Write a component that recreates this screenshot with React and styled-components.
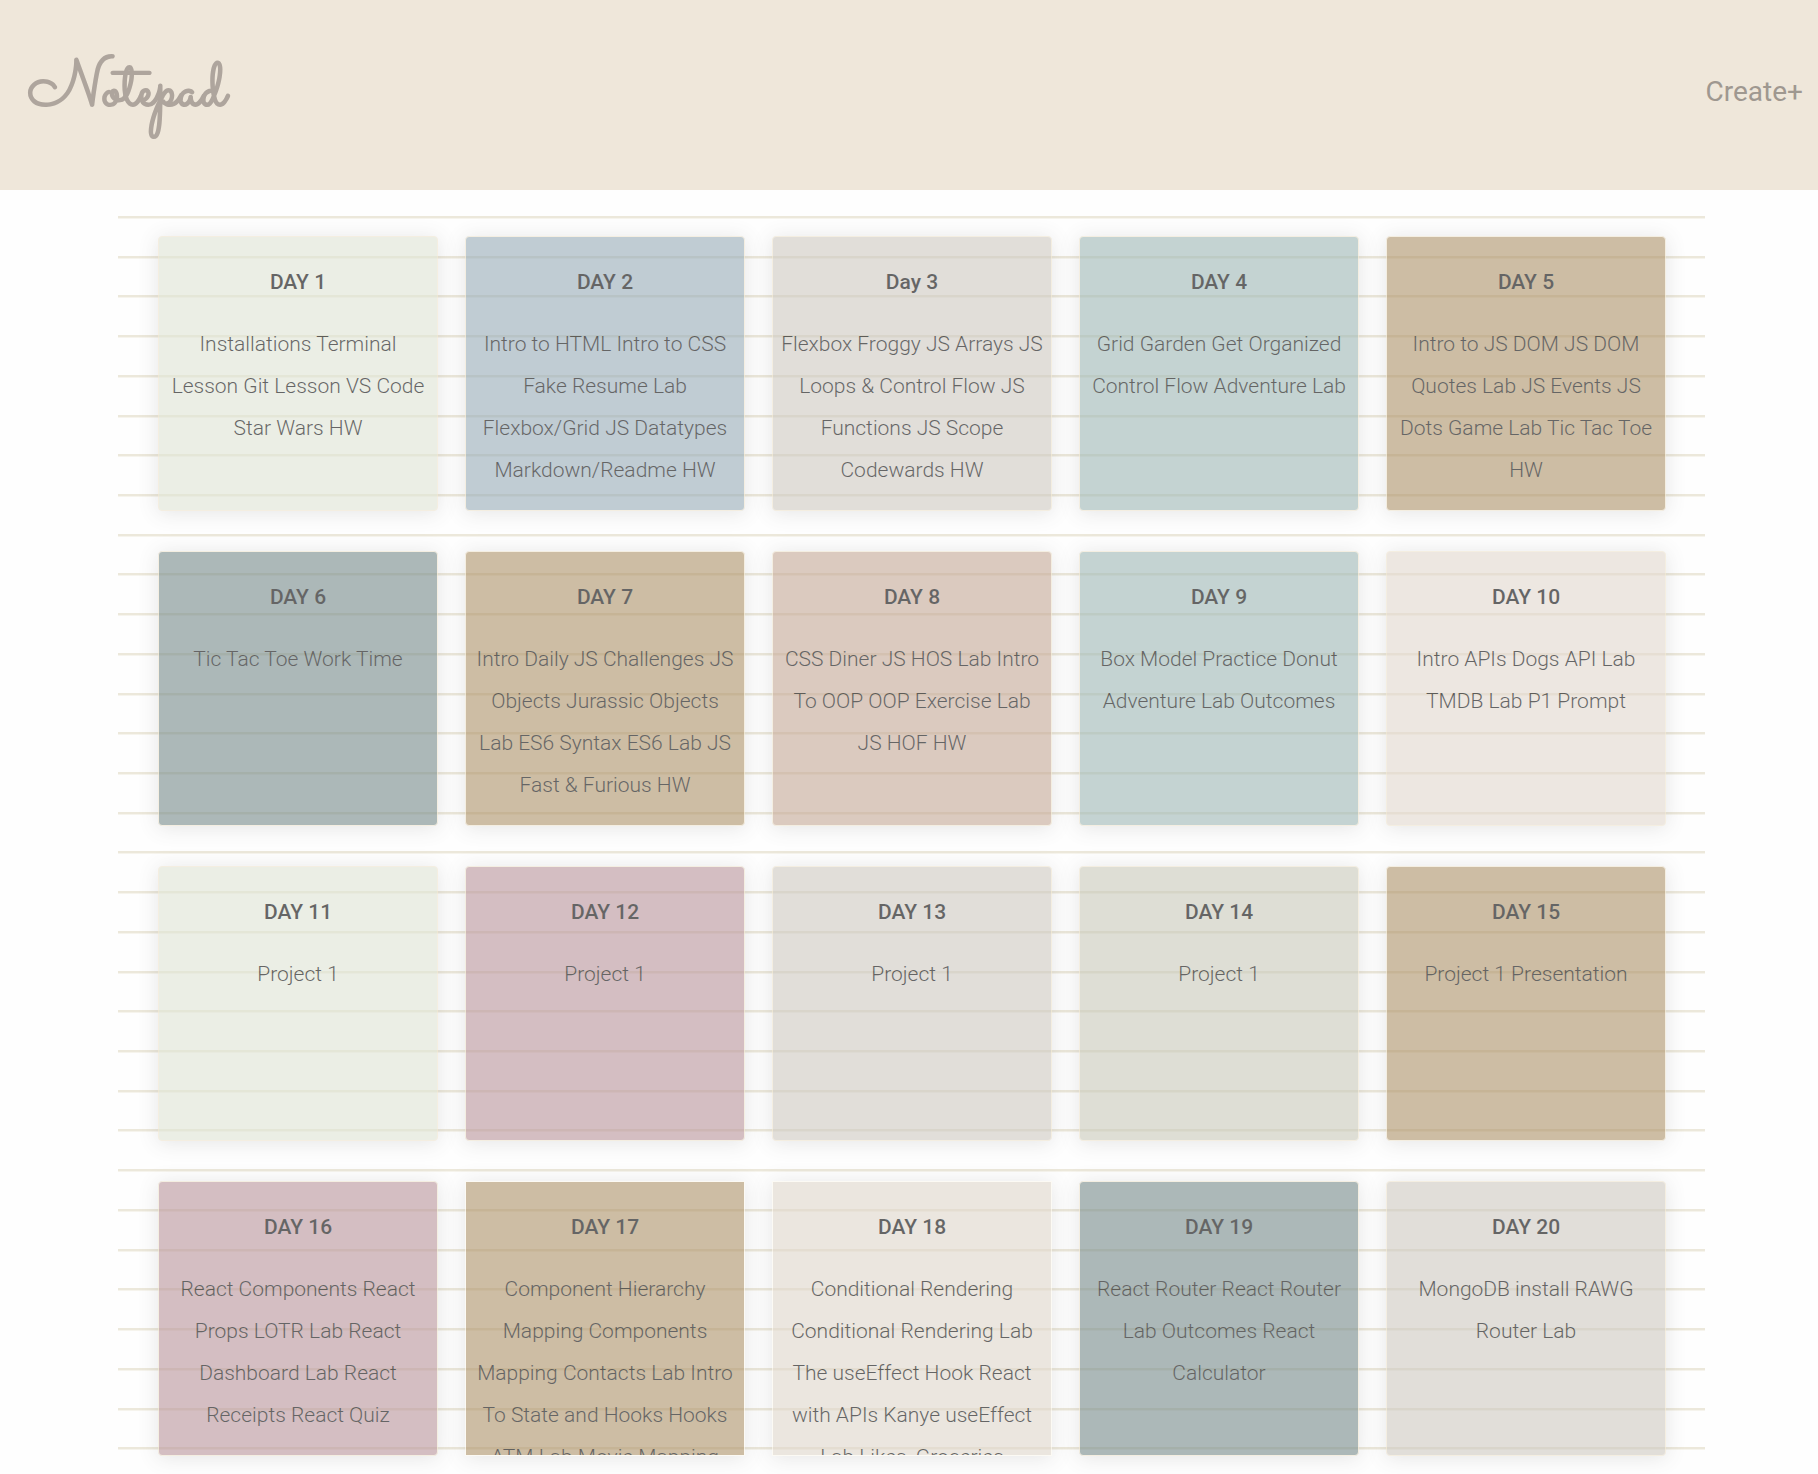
import React from "react";
import styled, { createGlobalStyle } from "styled-components";

const GlobalStyle = createGlobalStyle`
  *, *::before, *::after { box-sizing: border-box; }
  body {
    margin: 0;
    background: #fefefe;
    font-family: Roboto, "Liberation Sans", sans-serif;
  }
`;

const Page = styled.div`
  padding-bottom: 19px;
`;

const Header = styled.header`
  display: flex;
  align-items: center;
  justify-content: space-between;
  height: 190px;
  padding: 0 15px 6px 28px;
  background: #efe7da;
`;

const Logo = styled.a`
  color: #aea59d;
  font: 700 66px/76px Sacramento, "Dancing Script", cursive;
  text-decoration: none;
`;

const CreateLink = styled.a`
  color: #9f9890;
  font-size: 28px;
  line-height: 34px;
  text-decoration: none;
`;

const Sheet = styled.main`
  display: grid;
  grid-template-columns: repeat(5, minmax(0, 1fr));
  gap: 40px 27px;
  margin: 26px 113px 0 118px;
  padding: 20px 39px 0 40px;
  background: repeating-linear-gradient(
    to bottom,
    #ece8db 0 2px,
    #f6f4ed 2px 3px,
    transparent 3px 3.203%
  );
`;

const Note = styled.article`
  height: 275px;
  padding: 27px 8px 0;
  overflow: hidden;
  opacity: 0.6;
  color: #000;
  background: ${(p) => p.$color};
  border: 1px solid ${(p) => (p.$clipped ? "#fbf8ee" : "#efe5cf")};
  border-radius: ${(p) => (p.$clipped ? "0" : "4px")};
  box-shadow: 0 2px 20px rgba(0, 0, 0, 0.16);
  text-align: center;
`;

const Title = styled.h2`
  margin: 0 0 23px;
  font-size: 21px;
  font-weight: 500;
  line-height: 36px;
`;

const Body = styled.p`
  margin: 0;
  font-size: 21px;
  font-weight: 300;
  line-height: 42px;
`;

const COLORS = {
  sage: "#e0e5d6",
  blue: "#97abb8",
  stone: "#cec9c2",
  teal: "#9fb8b5",
  tan: "#ad9269",
  slate: "#768b8b",
  blush: "#c5a896",
  cream: "#e3d8cf",
  rose: "#b9959b",
  moss: "#c9cabb",
  ivory: "#dfd7cb",
};

const NOTES = [
  ["DAY 1", "sage", "Installations Terminal Lesson Git Lesson VS Code Star Wars HW"],
  ["DAY 2", "blue", "Intro to HTML Intro to CSS Fake Resume Lab Flexbox/Grid JS Datatypes Markdown/Readme HW"],
  ["Day 3", "stone", "Flexbox Froggy JS Arrays JS Loops & Control Flow JS Functions JS Scope Codewards HW"],
  ["DAY 4", "teal", "Grid Garden Get Organized Control Flow Adventure Lab"],
  ["DAY 5", "tan", "Intro to JS DOM JS DOM Quotes Lab JS Events JS Dots Game Lab Tic Tac Toe HW"],
  ["DAY 6", "slate", "Tic Tac Toe Work Time"],
  ["DAY 7", "tan", "Intro Daily JS Challenges JS Objects Jurassic Objects Lab ES6 Syntax ES6 Lab JS Fast & Furious HW"],
  ["DAY 8", "blush", "CSS Diner JS HOS Lab Intro To OOP OOP Exercise Lab JS HOF HW"],
  ["DAY 9", "teal", "Box Model Practice Donut Adventure Lab Outcomes"],
  ["DAY 10", "cream", "Intro APIs Dogs API Lab TMDB Lab P1 Prompt"],
  ["DAY 11", "sage", "Project 1"],
  ["DAY 12", "rose", "Project 1"],
  ["DAY 13", "stone", "Project 1"],
  ["DAY 14", "moss", "Project 1"],
  ["DAY 15", "tan", "Project 1 Presentation"],
  ["DAY 16", "rose", "React Components React Props LOTR Lab React Dashboard Lab React Receipts React Quiz"],
  ["DAY 17", "tan", "Component Hierarchy Mapping Components Mapping Contacts Lab Intro To State and Hooks Hooks ATM Lab Movie Mapping", true],
  ["DAY 18", "ivory", "Conditional Rendering Conditional Rendering Lab The useEffect Hook React with APIs Kanye useEffect Lab Likes, Groceries", true],
  ["DAY 19", "slate", "React Router React Router Lab Outcomes React Calculator"],
  ["DAY 20", "stone", "MongoDB install RAWG Router Lab"],
];

export default function App() {
  return (
    <>
      <GlobalStyle />
      <Page>
        <Header>
          <Logo href="#home">Notepad</Logo>
          <CreateLink href="#create">Create+</CreateLink>
        </Header>
        <Sheet>
          {NOTES.map(([title, color, text, clipped]) => (
            <Note key={title} $color={COLORS[color]} $clipped={clipped}>
              <Title>{title}</Title>
              <Body>{text}</Body>
            </Note>
          ))}
        </Sheet>
      </Page>
    </>
  );
}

------------------------

Goal of the exercise >> Copy the whole listing above word for word but do not carry over the pictures.

Right answer >>
Write a component that recreates this screenshot with React and styled-components.
import React from "react";
import styled, { createGlobalStyle } from "styled-components";

const GlobalStyle = createGlobalStyle`
  *, *::before, *::after { box-sizing: border-box; }
  body {
    margin: 0;
    background: #fefefe;
    font-family: Roboto, "Liberation Sans", sans-serif;
  }
`;

const Page = styled.div`
  padding-bottom: 19px;
`;

const Header = styled.header`
  display: flex;
  align-items: center;
  justify-content: space-between;
  height: 190px;
  padding: 0 15px 6px 28px;
  background: #efe7da;
`;

const Logo = styled.a`
  color: #aea59d;
  font: 700 66px/76px Sacramento, "Dancing Script", cursive;
  text-decoration: none;
`;

const CreateLink = styled.a`
  color: #9f9890;
  font-size: 28px;
  line-height: 34px;
  text-decoration: none;
`;

const Sheet = styled.main`
  display: grid;
  grid-template-columns: repeat(5, minmax(0, 1fr));
  gap: 40px 27px;
  margin: 26px 113px 0 118px;
  padding: 20px 39px 0 40px;
  background: repeating-linear-gradient(
    to bottom,
    #ece8db 0 2px,
    #f6f4ed 2px 3px,
    transparent 3px 3.203%
  );
`;

const Note = styled.article`
  height: 275px;
  padding: 27px 8px 0;
  overflow: hidden;
  opacity: 0.6;
  color: #000;
  background: ${(p) => p.$color};
  border: 1px solid ${(p) => (p.$clipped ? "#fbf8ee" : "#efe5cf")};
  border-radius: ${(p) => (p.$clipped ? "0" : "4px")};
  box-shadow: 0 2px 20px rgba(0, 0, 0, 0.16);
  text-align: center;
`;

const Title = styled.h2`
  margin: 0 0 23px;
  font-size: 21px;
  font-weight: 500;
  line-height: 36px;
`;

const Body = styled.p`
  margin: 0;
  font-size: 21px;
  font-weight: 300;
  line-height: 42px;
`;

const COLORS = {
  sage: "#e0e5d6",
  blue: "#97abb8",
  stone: "#cec9c2",
  teal: "#9fb8b5",
  tan: "#ad9269",
  slate: "#768b8b",
  blush: "#c5a896",
  cream: "#e3d8cf",
  rose: "#b9959b",
  moss: "#c9cabb",
  ivory: "#dfd7cb",
};

const NOTES = [
  ["DAY 1", "sage", "Installations Terminal Lesson Git Lesson VS Code Star Wars HW"],
  ["DAY 2", "blue", "Intro to HTML Intro to CSS Fake Resume Lab Flexbox/Grid JS Datatypes Markdown/Readme HW"],
  ["Day 3", "stone", "Flexbox Froggy JS Arrays JS Loops & Control Flow JS Functions JS Scope Codewards HW"],
  ["DAY 4", "teal", "Grid Garden Get Organized Control Flow Adventure Lab"],
  ["DAY 5", "tan", "Intro to JS DOM JS DOM Quotes Lab JS Events JS Dots Game Lab Tic Tac Toe HW"],
  ["DAY 6", "slate", "Tic Tac Toe Work Time"],
  ["DAY 7", "tan", "Intro Daily JS Challenges JS Objects Jurassic Objects Lab ES6 Syntax ES6 Lab JS Fast & Furious HW"],
  ["DAY 8", "blush", "CSS Diner JS HOS Lab Intro To OOP OOP Exercise Lab JS HOF HW"],
  ["DAY 9", "teal", "Box Model Practice Donut Adventure Lab Outcomes"],
  ["DAY 10", "cream", "Intro APIs Dogs API Lab TMDB Lab P1 Prompt"],
  ["DAY 11", "sage", "Project 1"],
  ["DAY 12", "rose", "Project 1"],
  ["DAY 13", "stone", "Project 1"],
  ["DAY 14", "moss", "Project 1"],
  ["DAY 15", "tan", "Project 1 Presentation"],
  ["DAY 16", "rose", "React Components React Props LOTR Lab React Dashboard Lab React Receipts React Quiz"],
  ["DAY 17", "tan", "Component Hierarchy Mapping Components Mapping Contacts Lab Intro To State and Hooks Hooks ATM Lab Movie Mapping", true],
  ["DAY 18", "ivory", "Conditional Rendering Conditional Rendering Lab The useEffect Hook React with APIs Kanye useEffect Lab Likes, Groceries", true],
  ["DAY 19", "slate", "React Router React Router Lab Outcomes React Calculator"],
  ["DAY 20", "stone", "MongoDB install RAWG Router Lab"],
];

export default function App() {
  return (
    <>
      <GlobalStyle />
      <Page>
        <Header>
          <Logo href="#home">Notepad</Logo>
          <CreateLink href="#create">Create+</CreateLink>
        </Header>
        <Sheet>
          {NOTES.map(([title, color, text, clipped]) => (
            <Note key={title} $color={COLORS[color]} $clipped={clipped}>
              <Title>{title}</Title>
              <Body>{text}</Body>
            </Note>
          ))}
        </Sheet>
      </Page>
    </>
  );
}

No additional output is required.